Commercial Intent Keywords: How to Identify Terms Most Likely to Convert
commercial-intentkeyword-prioritizationconversion-focusedppc-research

Commercial Intent Keywords: How to Identify Terms Most Likely to Convert

AAdKeyword Editorial Team
2026-06-09
10 min read

Learn how to identify, qualify, and maintain commercial intent keywords that are more likely to convert in PPC and search campaigns.

Commercial intent keywords sit at the point where search behavior becomes revenue potential. This guide shows how to identify terms most likely to convert, how to qualify them for PPC and SEO workflows, and how to maintain your list over time as search intent, SERP layouts, and buyer language change. If you need a repeatable way to prioritize ad keywords instead of chasing volume alone, this article gives you a practical framework you can revisit on a schedule.

Overview

The core mistake in keyword management is treating every relevant query as equally valuable. Relevance matters, but relevance alone does not make a keyword commercially useful. A term becomes a strong candidate for paid search or high-priority landing pages when the query suggests that the searcher is moving toward comparison, evaluation, sign-up, booking, purchase, or direct contact.

That is what marketers usually mean by commercial intent keywords or buyer intent keywords: search terms that indicate a meaningful likelihood of conversion. In practice, these terms often include modifiers such as:

  • buy
  • pricing
  • cost
  • quote
  • near me
  • demo
  • trial
  • best
  • compare
  • reviews
  • software
  • service
  • book
  • hire

But modifiers are only the starting point. Good ppc keyword research does not rely on a fixed list of “money words.” It evaluates the full context around a query:

  • What problem is the user trying to solve?
  • How close are they to making a decision?
  • What kinds of pages rank or appear in ads?
  • Does the query fit your offer, pricing model, geography, and sales process?
  • Can your landing page create strong message match?

For example, “what is CRM” may be relevant to a CRM vendor, but it usually signals early research. “best CRM for small law firms” often shows stronger commercial investigation. “CRM software pricing” can indicate even stronger transactional search intent. The same topic can contain multiple levels of value, and your job is to separate awareness terms from high converting keywords.

A simple qualification model helps. Score each keyword from 1 to 5 across these dimensions:

  1. Intent strength: Does the wording suggest research, comparison, or action?
  2. Offer fit: Does the query clearly match what you actually sell?
  3. Message match potential: Can you write an ad and build a landing page that directly answers the query?
  4. Economic fit: Could a conversion from this keyword support your target CPA or ROAS goals?
  5. Search term risk: Is the query likely to bring low-quality traffic unless tightly controlled with match types and negative keywords?
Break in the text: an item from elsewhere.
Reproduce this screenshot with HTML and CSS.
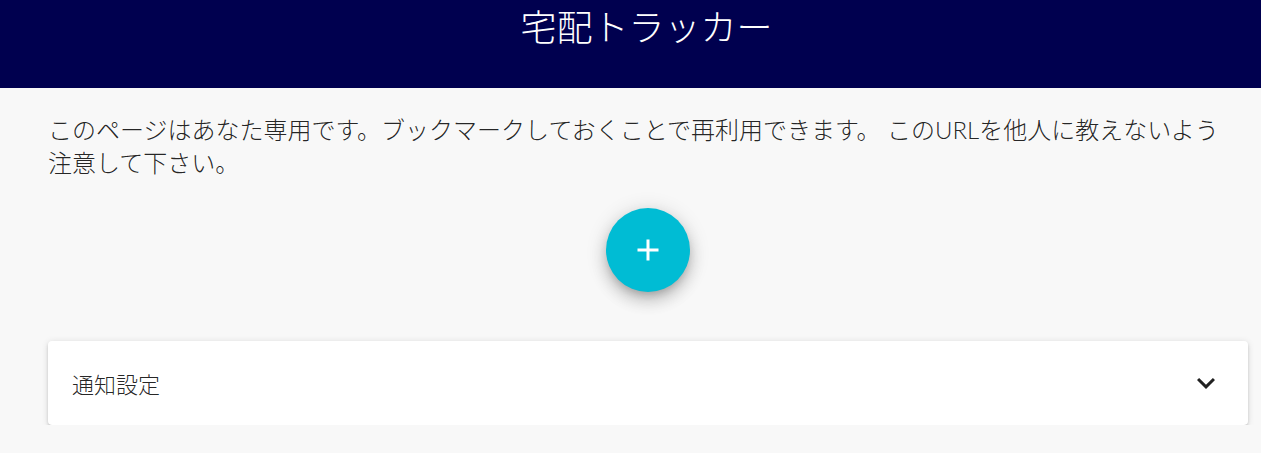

This kind of ppc keyword qualification is more useful than chasing the highest search volume. A lower-volume keyword with strong commercial intent often outperforms a broad informational term that attracts clicks but few qualified leads.

It also improves downstream work. Better keyword qualification supports campaign structure, negative keywords, bid strategy, landing page message match, and cleaner reporting. If you need a broader setup process, the related guide on Keyword Research Workflow for New Google Ads Accounts is a useful companion.

One more point: commercial intent is not binary. Think in tiers.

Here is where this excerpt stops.